Value chain analyses have become an important management tool across different industries. However, one company's perception of a value chain may be very different from another, especially when considering industry factors like technology, globalization, and corporate social responsibility.
- Logistics - A growing number of logistics firms have shifted to circular value chains that emphasize renewability. By incorporating renewable energy and sustainable packaging solutions into their facilities and operations, logistics companies can provide alternative solutions that meet their customers' sustainability needs.
- Non-Profit Organizations - Nonprofits like the United Nations Conference on Trade and Development (UNCTAD) and International Crops Institute for the Semi-Arid Tropics (ICRISAT) use value chain analyses to generate revenue and facilitate international cooperation to meet their overseas development missions.

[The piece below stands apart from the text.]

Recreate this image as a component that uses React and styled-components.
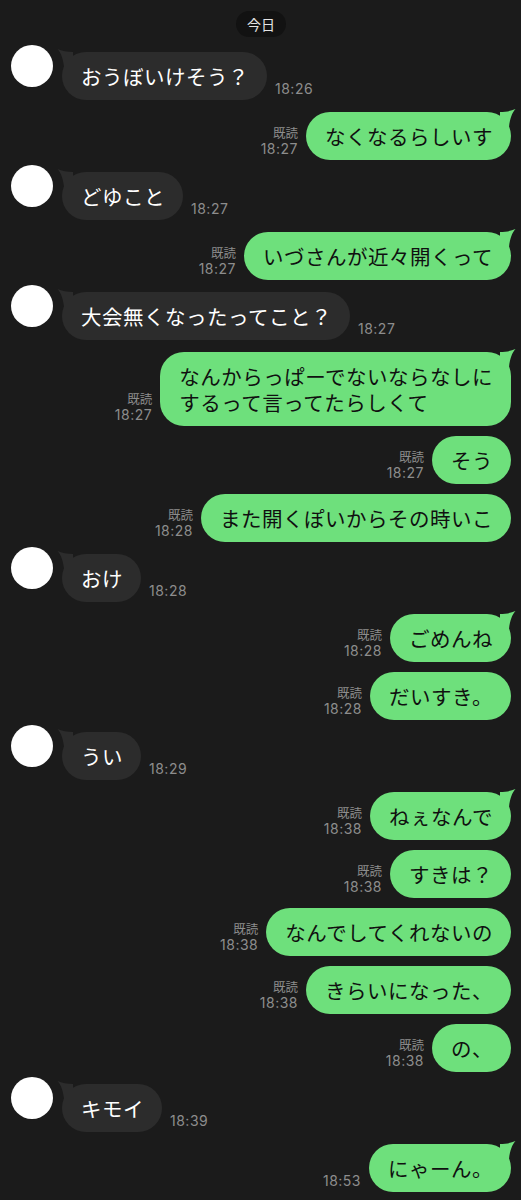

- Food and Beverage - Sourcing quality ingredients, developing products with thin margins, and fostering loyalty through customer service are just a few of the many challenges today's food and beverage companies face. Value chain analysis allows these businesses to understand the variables that go into creating a positive product experience.
- Retail - Retail giants that depend on cost leadership constantly conduct value chain analyses to keep prices down and squeeze out as much profit through economies of scale, supplier partnerships, and marketing and sales campaigns. For premium retailers, value chain analysis can be the key to understanding customer preferences for high-end goods.
How to Make Value Chain Analysis Work
Admittedly, the scope of a value chain analysis can make it intimidating for the average project manager or ad-hoc committee. There are so many things to address, from identifying relevant tasks to narrowing down cost versus benefit factors. Below are a few techniques to get off to a good start.
- Make it a team effort - Project managers that identify and analyze activities on their own are likely to miss certain details that supervisors and team members are more familiar with.
- Conduct surveys and focus group discussions - Trusted customers with a history of purchases are the best source for insights on what kind of product and service experience they expect.
- Choose a competitive advantage - Decide early whether to aim for cost leadership or product differentiation as a competitive advantage.
- Leverage software automation - Using solutions such as supply chain and inventory management software can streamline operations by automating repetitive tasks. Inventory management platforms can also provide real-time visibility of stock levels and quickly identify patterns in demand and product movement. This is also useful for forecasting and reducing inventory holding costs.
- Work on tasks simultaneously - Another benefit of analyzing value chains as a team is that it allows different people to work on tasks simultaneously. Rather than analyzing the value chain in a linear way (i.e., one task at a time), companies can optimize their schedule by assigning team members to collaborate on interdependent tasks.
Conducting a comprehensive value chain analysis for the first time can feel like a daunting process. However, by involving as many key people as possible and using the right tools, business leaders can put the company in a better position to identify and bolster its competitive advantage.